I had planned to travel from London to Kashmir in August to celebrate Eid-ul Adha with my parents. Two months earlier, I booked my tickets to fly to its largest city Srinagar on 5th August, after changing at New Delhi. Friends and relatives warned me that I should put my visit on hold because they foresaw, after thousands of Indian troops were deployed to the Valley from July onwards, that a calamity was going to befall the region. I decided to try anyway.
I stopped over for a few days in Gurgaon, a city southwest of New Delhi, en route. During my stay a friend who lives near Lake Dal rang to tell me that foreign tourists in hotels and houseboats had been ordered to leave Srinagar by the security forces. I was still keen to go. In 2016, I flew into Srinagar during a 72-hour curfew. It took me exactly that long to reach my parents’ home, which was hardly 10 miles from the airport. But when I spoke to my mother on the phone from Gurgaon, she didn’t want me to visit while the situation was so dire.
I had also planned with friends in Srinagar to make a trip to the distant Himalayan valley of Gurez. I have always found its remoteness alluring. It is cut off for several months of the year due to heavy snowfall and it snowed there as late as June. For months, I dreamed of pitching a tent on the banks of River Kishanganga and breathing pure mountain air. But a relative pointed out it was insensitive of me to think of travelling through Kashmir to the paradise that is Gurez if all hell is going to break loose.
When I awoke on the morning of 5th August, I discovered that the phone lines in Kashmir had been cut during the night. (The communications blockade in Kashmir seems to have come full circle. Back in 1990, I had to travel 500 miles from Srinagar to Delhi to make an overseas phone call.) Travelling to see my parents was also impossible. The government of Prime Minister Narendra Modi had decided to bifurcate Jammu-and-Kashmir and downgrade that state into two Union Territories. This thereby revoked Article 370 of the Indian constitution. In 1950, Article 370 granted Jammu-and-Kashmir special status, including the right to make many of its own laws.
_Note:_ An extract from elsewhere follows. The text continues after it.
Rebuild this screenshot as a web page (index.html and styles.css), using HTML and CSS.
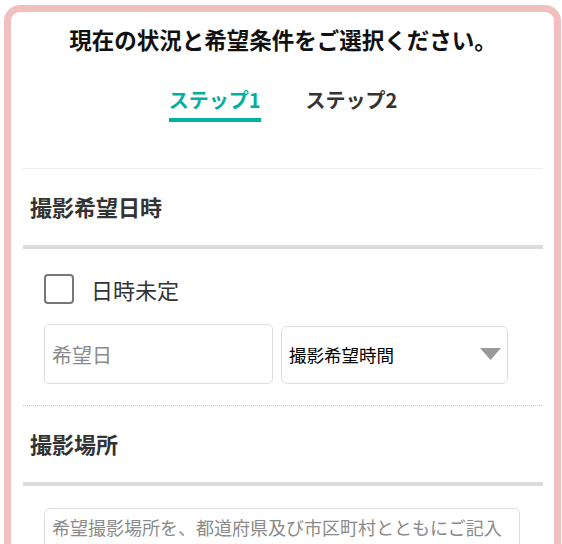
FILE: index.html
```html
<!DOCTYPE html>
<html lang="ja">
<head>
<meta charset="utf-8">
<title>ステップ1</title>
<link rel="stylesheet" href="styles.css">
</head>
<body>
<div class="card">
  <h1 class="title">現在の状況と希望条件をご選択ください。</h1>
  <div class="tabs">
    <div class="tab tab-active">ステップ1</div>
    <div class="tab">ステップ2</div>
  </div>
  <section class="section section-first">
    <h2 class="section-title">撮影希望日時</h2>
    <div class="section-body">
      <label class="check-row">
        <span class="checkbox"></span>
        <span class="check-label">日時未定</span>
      </label>
      <div class="field-row">
        <input class="date-input" type="text" placeholder="希望日">
        <div class="select">
          <span class="select-text">撮影希望時間</span>
          <svg class="select-arrow" width="21" height="12" viewBox="0 0 21 12"><polygon points="0,0 21,0 10.5,12" fill="#999"/></svg>
        </div>
      </div>
    </div>
  </section>
  <section class="section section-dotted">
    <h2 class="section-title">撮影場所</h2>
    <div class="section-body section-body-place">
      <textarea class="place-input" placeholder="希望撮影場所を、都道府県及び市区町村とともにご記入"></textarea>
    </div>
  </section>
</div>
</body>
</html>
```

FILE: styles.css
```css
html, body {
  margin: 0;
  padding: 0;
  overflow: hidden;
  background: #fff;
}

body {
  font-family: "Noto Sans CJK JP", "Noto Sans", sans-serif;
  color: #333;
}

.card {
  margin: 5px 1px 0 4px;
  border: 7px solid #f2bfbf;
  border-radius: 16px;
  background: #fff;
  padding: 11px 11px 80px 12px;
}

.title {
  margin: 0;
  font-size: 22.5px;
  line-height: 32px;
  font-weight: 700;
  color: #111;
  text-align: center;
}

.tabs {
  display: flex;
  justify-content: center;
  gap: 45px;
  margin-top: 31px;
}

.tab {
  font-size: 20px;
  line-height: 28px;
  font-weight: 700;
  color: #333;
  padding-bottom: 4px;
  border-bottom: 4px solid transparent;
}

.tab-active {
  color: #00afa0;
  border-bottom-color: #00afa0;
}

.section {
  padding-top: 21px;
}

.section-first {
  margin-top: 46px;
  border-top: 1px solid #ececec;
}

.section-dotted {
  border-top: 1px dotted #c8c8c8;
  margin-top: 21px;
  margin-right: 1px;
}

.section-title {
  margin: 0;
  padding: 0 0 23px 7px;
  font-size: 22px;
  line-height: 32px;
  font-weight: 700;
  color: #333;
  border-bottom: 4px solid #dcdcdc;
}

.section-dotted .section-title {
  margin-right: -1px;
}

.section-body {
  padding: 25px 0 0 21px;
}

.section-body-place {
  padding-top: 22px;
}

.check-row {
  display: flex;
  align-items: center;
  gap: 17px;
}

.checkbox {
  width: 26px;
  height: 26px;
  border: 2px solid #777;
  border-radius: 4px;
  flex: none;
}

.check-label {
  font-size: 22px;
  line-height: 30px;
  color: #333;
}

.field-row {
  display: flex;
  align-items: flex-start;
  gap: 8px;
  margin-top: 20px;
}

.date-input {
  box-sizing: border-box;
  width: 229px;
  height: 60px;
  margin: 0;
  padding: 0 7px;
  border: 1px solid #dedede;
  border-radius: 5px;
  font-family: "Noto Sans CJK JP", sans-serif;
  font-size: 20px;
  color: #333;
  background: #fff;
  outline: none;
}

.date-input::placeholder {
  color: #8a8a8a;
}

.select {
  box-sizing: border-box;
  width: 227px;
  height: 58px;
  margin-top: 2px;
  padding: 0 6px 0 7px;
  border: 1px solid #dedede;
  border-radius: 6px;
  display: flex;
  align-items: center;
  justify-content: space-between;
}

.select-text {
  font-size: 17.5px;
  line-height: 24px;
  color: #000;
}

.select-arrow {
  display: block;
  flex: none;
  margin-top: -2px;
}

.place-input {
  box-sizing: border-box;
  display: block;
  width: 476px;
  height: 100px;
  margin: 0;
  padding: 5px 7px;
  border: 1px solid #dedede;
  border-radius: 6px;
  font-family: "Noto Sans CJK JP", sans-serif;
  font-size: 18px;
  line-height: 27px;
  color: #333;
  resize: none;
  outline: none;
}

.place-input::placeholder {
  color: #8a8a8a;
}
```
At the start of August, Satya Pal Malik, the governor of Jammu-and-Kashmir, had tried to assure people that the rumours were untrue and Article 370 was not going to be revoked, with a caveat that he didn’t know what was going to happen the next day. It was an unsurprising statement from New Delhi’s man in Kashmir. The official line was that troops were sent to Kashmir because of insurgents trying to cross the de facto border with Pakistan. It was clear by mid-morning on 5th August that this was a pretext and the troops were on hand to suppress any uprising after the revocation.
I had chosen to stay in Gurgaon without a TV set in order to avoid the news. A friend emailed me to say that, according to Wikipedia, Gurgaon has earned the dubious accolade of being the most polluted city in the world. Driving through the streets in a cab at night, I saw shops selling “English Beer and Wine.” In fact, the wines might be from anywhere, but “English” is a generic term used for imported drinks. During the Raj the word vilayati (meaning “foreign” in Urdu) was used instead; it was then corrupted into “Blighty,” which became a nostalgic name for the mother country.
Businesses in Gurgaon were going into overdrive in preparation for Independence Day on 15th August, the celebrations of which have turned into one big commercial enterprise. Some businesses were offering a discount of 47 per cent to celebrate freedom from colonial rule in 1947 and others were offering 72 per cent to match the number of years since India had become a sovereign country. The next day I saw a newspaper advert for a company that makes dairy products which gleefully celebrated the revocation of Article 370.
But the celebration of Eid in Kashmir was a muted affair, as is customary if there has been a death in the family. In the words of an Urdu poet, “How could I celebrate Eid, when I am bereaved?” The demise of Article 370 a few days before will have felt like a loss to many Kashmiris.
It rained often in Gurgaon during my stay, bringing the level of air pollution down. I saw butterflies fluttering and even heard birdsong in the morning. Yet I still yearned for the cool mountain air of my beloved Kashmir.